I love clemetines. So much, in fact, that I'm slightly obsessive about them. As soon as I see the shoddy looking crates at the grocery store I can't help but to buy one, no matter what. I stand there for a while, choosing the crate that will deliver the sweetest, juciest, brightest orange clemetines known to mankind. I take them home, and begin eating them in pairs and triplets. There's only two of us here, so I have to eat about six or seven a day if I have any hopes of finishing them before they rot, or shrivel into a dry, tasteless little lot.

But this isn't the obsessive part. Each time I peel a clemetine, I peel it entirely, meaning that there is no whiteness left on the entire thing. No strings, no pithy white residue. Nothing except clementine.

I remember eating oranges when I was younger, and even a teenager. My mom always offered to peel them for me and my siblings. Yes, that's right. Peel. While most mothers would get out a knife and cutting board and cut the orange into large juicy wedges in around 15 seconds, my mom would stand over the garbage, peeling every last fleck of white off of those oranges. It was a labor of love, one that I never really noticed until I was peeling my own.

It takes time to peel an orange, especially when you're peeling four of them, and you're in the middle of making a meal, people are stopping by, or any of the other general craziness that exists in a house with four young kids. But a peeled orange is so much better. It's the only way to really enjoy it, without the distracting displeasure of rind and white stuff in your mouth. Just orange.

So thanks for all those countless oranges, Mom. Know that I did appreciate them, and now that I'm 2200 miles away, I miss them.

Some days I'm just a little homesick. Maybe it's more of a longing for simpler times. Someone to peel your oranges for you.

And I guess the apple really doesn't fall too far from the tree. I can only imagine that my citrus cleaning obsession will carry over to the time when we have kids. Although I know they won't appreciate it, I'll know how much better their experience is because I spent the few minutes. And maybe some day they'll know that I did it because I cared.

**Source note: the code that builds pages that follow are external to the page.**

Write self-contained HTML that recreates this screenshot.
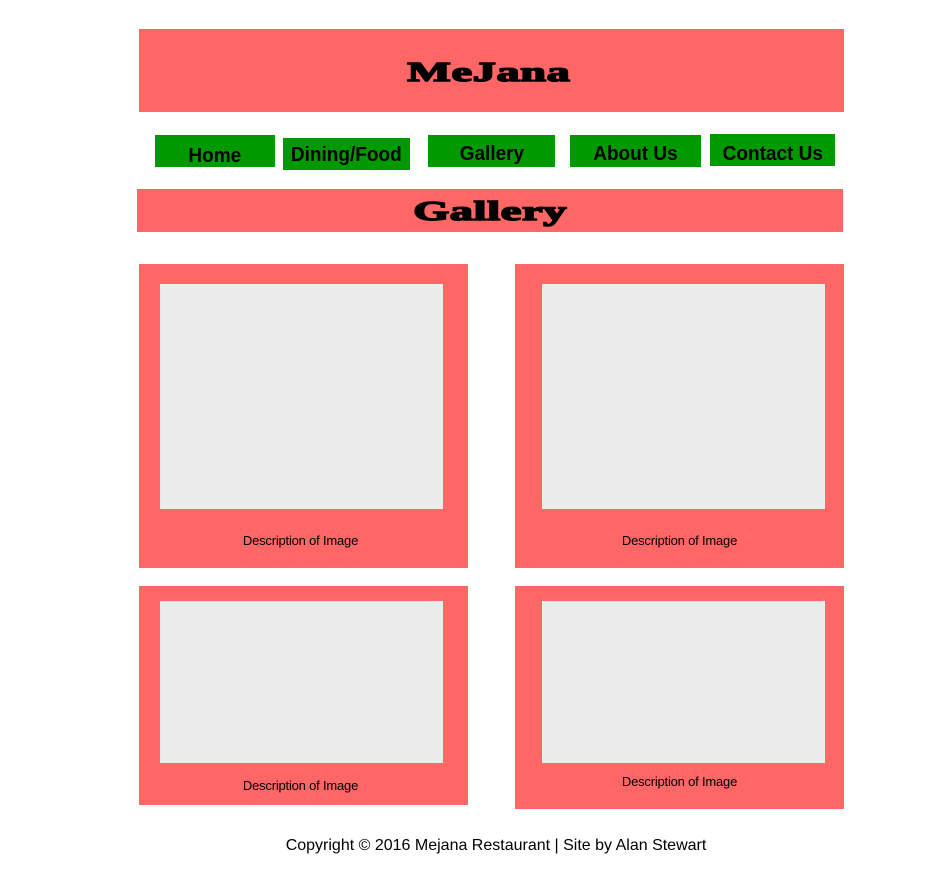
<!DOCTYPE html>
<html><head><meta charset="utf-8"><style>
body{margin:0;background:#fff;width:949px;height:876px;position:relative;font-family:"Liberation Sans",sans-serif;overflow:hidden}
.a{position:absolute}
.r{background:#ff6666}
.g{background:#009900;color:#000;font-weight:bold;font-size:20px;text-align:center;line-height:36px}
.g span{display:inline-block;transform:scaleX(0.95)}
.im{background:#ececec;position:absolute}
.cap{position:absolute;font-size:13px;width:100%;text-align:center;left:0;letter-spacing:-0.2px}
.t{font-family:"Liberation Serif",serif;font-weight:900;color:#000;position:absolute;width:100%;text-align:center;left:0}
.t span{display:inline-block;transform:scaleX(1.7);-webkit-text-stroke:1.5px #000;letter-spacing:0.5px}
</style></head><body>
<div class="a r" style="left:139px;top:29px;width:705px;height:83px"><div class="t" style="top:28px;font-size:27px;left:-3px"><span>MeJana</span></div></div>
<div class="a g" style="left:155px;top:135px;width:120px;height:32px;line-height:42px"><span>Home</span></div>
<div class="a g" style="left:283px;top:138px;width:127px;height:32px;line-height:35px"><span>Dining/Food</span></div>
<div class="a g" style="left:428px;top:135px;width:127px;height:32px;line-height:39px"><span>Gallery</span></div>
<div class="a g" style="left:570px;top:135px;width:131px;height:32px;line-height:39px"><span>About Us</span></div>
<div class="a g" style="left:710px;top:134px;width:125px;height:32px;line-height:41px"><span>Contact Us</span></div>
<div class="a r" style="left:137px;top:189px;width:706px;height:43px"><div class="t" style="top:7px;font-size:27px"><span>Gallery</span></div></div>
<div class="a r" style="left:139px;top:264px;width:329px;height:304px"><div class="im" style="left:21px;top:20px;width:283px;height:225px"></div><div class="cap" style="top:269px;left:-3px">Description of Image</div></div>
<div class="a r" style="left:515px;top:264px;width:329px;height:304px"><div class="im" style="left:27px;top:20px;width:283px;height:225px"></div><div class="cap" style="top:269px">Description of Image</div></div>
<div class="a r" style="left:139px;top:586px;width:329px;height:219px"><div class="im" style="left:21px;top:15px;width:283px;height:162px"></div><div class="cap" style="top:192px;left:-3px">Description of Image</div></div>
<div class="a r" style="left:515px;top:586px;width:329px;height:223px"><div class="im" style="left:27px;top:15px;width:283px;height:162px"></div><div class="cap" style="top:188px">Description of Image</div></div>
<div class="a" style="left:0;top:837px;width:992px;text-align:center;font-size:16px">Copyright © 2016 Mejana Restaurant | Site by Alan Stewart</div>
</body></html>
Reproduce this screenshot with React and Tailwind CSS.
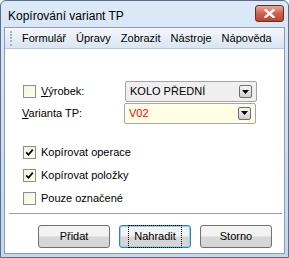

I know this is random, but this is why I made a new blog: So that all the random stuff can be neatly packaged in a little separate entity, and you won't have to root through it to see how we're doing. This will officially be my last apology for anything I write. Let it be known.

1 comment:

  1. You have no idea how much it warms my heart to read these things, and to be included in so many of your comments. Motherhood is the best thing in the world, and daughters like you make it all worth while. How did I get so lucky? Peeling your oranges was always a pleasure because I KNEW you loved it. The only problem was the front of my shirt turning orange! But at least I smelled good and could remember you while you were off at school. I hope you have a daughter JUST LIKE YOU!